Resisting The Propaganda Tendency

July 20, 2006

This week the Washington Post gleefully reported that serious fault lines are developing among conservatives over President Bush’s foreign policy. While I don’t deny the president has been under strong criticism from the right and that significant disagreements exist among conservatives, the rifts are far from fatal.

The antiwar right has long since given up on Bush, but the Post is talking about attacks from so-called “neoconservatives,” who, until recently, have been among Bush’s staunchest supporters on the Iraq war.

Lately, however, they have criticized him for not being aggressive enough in Iraq and, more recently, toward Iran and North Korea. And they are upset by his guarded response to the attacks against Israel.
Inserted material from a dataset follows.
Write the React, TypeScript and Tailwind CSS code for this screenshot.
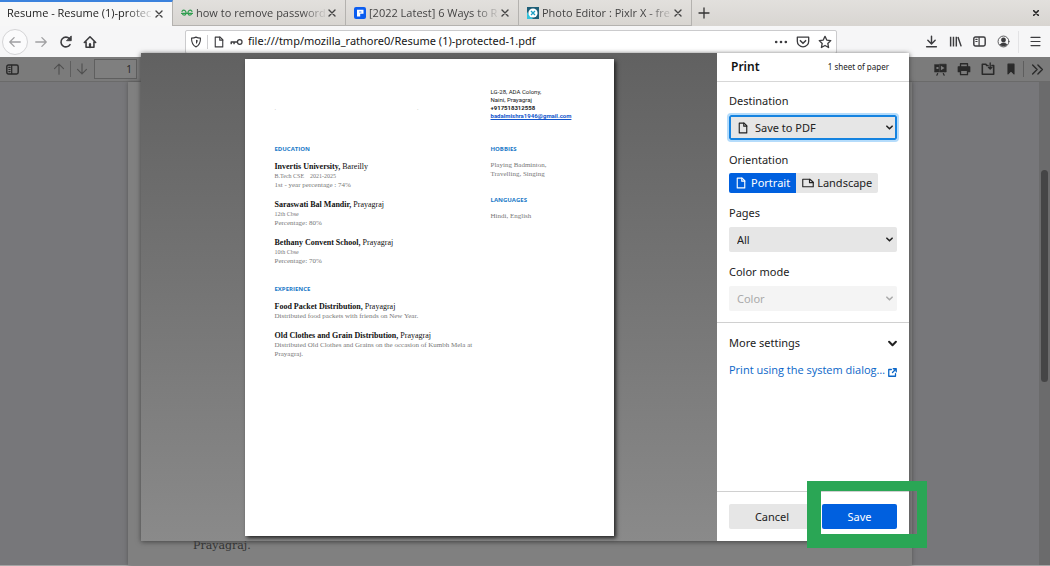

The Post, while delighted, seems perplexed by these divisions. It refers to this criticism of the administration “from its own side of the ideological spectrum” as “an odd irony for a president who has inflamed liberals and many allies around the world for what they see as an overly confrontational, go-it-alone approach.”

It is not an “odd irony” at all. It’s just that liberals have mischaracterized the president as an extreme, war-hungry imperialist, when, in fact, he is motivated not by any desire to expand America’s global influence but a duty to safeguard our national interest.

Indeed, all of those who have glibly labeled President Bush a “neocon” or a puppet of the “neoconservative cabal,” present company excluded, have egg on their faces. I’ve long said that President Bush didn’t fit into that category. He attacked Iraq because he believed it to be a threat to our national interest, a menace to world peace and a habitual violator of its post-war treaties. He talked about the domino effect of a democratized Iraq as a collateral benefit of our deposing Saddam Hussein, but he never would have attacked it solely to spread democracy in the Middle East.

In fairness, neoconservatives would probably not be in favor of initiating wars against nations not perceived as posing any threat to America’s interests either. But they do appear to favor a more aggressive approach toward countries they believe to be inevitable threats to the United States in the foreseeable future, like North Korea, Iran and perhaps Syria. And they tend to be more convinced of the inevitability of these threats. They also have less patience for diplomatic avenues, especially when these rogue states use “negotiations” to take us off guard while they proceed with further mischief.

Unhappily for the Post and other liberals, the differences between President Bush and neoconservatives are of degree rather than kind. They each share the same jaded perception of our enemies and have the same goals. Neoconservatives may be disenchanted with President Bush sometimes, but they will always support him against our enemies and never undermine our cause in this global war.

The same cannot be said of the antiwar left, which refuses to appreciate the depraved nature of our enemy and reserves its ire for President Bush. The strike against Israel should be a wakeup call for those oblivious to the terrorist mindset.

The left is always quick to excuse naked acts of terrorist aggression against Israel as morally equivalent to Israel’s actions in defending itself. The terrorists and their sponsoring states greatly benefit from this moral and intellectual recklessness. For no matter how many times terrorists have proven that acts of appeasement — such as ceding land for peace — simply whet their appetite for further aggression in their quest to wipe Israel off the face of the map, the left continues to apologize for the aggressors.

The terrorists’ primary motivation is their unmitigated anti-Semitism, a malignant force that has terrorized Jews for thousands of years. Earlier this week, I visited the Holocaust Museum in Washington, D.C. and saw disturbing evidence of it.

Among the displays was a haunting reminder from General Dwight D. Eisenhower on April 15, 1945, as he recorded the horrors he witnessed at the Nazi concentration camps. Eisenhower wrote, “The things I saw beggar description … The visual evidence and the verbal testimony of starvation, cruelty and bestiality were … overpowering … I made the visit deliberately in order to be in a position to give firsthand evidence of these things if ever, in the future, there develops a tendency to charge these allegations merely to ‘propaganda.'”

One of the principal ringleaders against Israel today, Iran’s president Mahmoud Ahmadinejad, is denying the Holocaust just as Eisenhower predicted, as he prepares to launch another one, and in the meantime feeds his fellow terrorists currently attacking Israel. Let us heed Eisenhower’s sober warning and resist the tendency to charge these allegations merely to “propaganda.”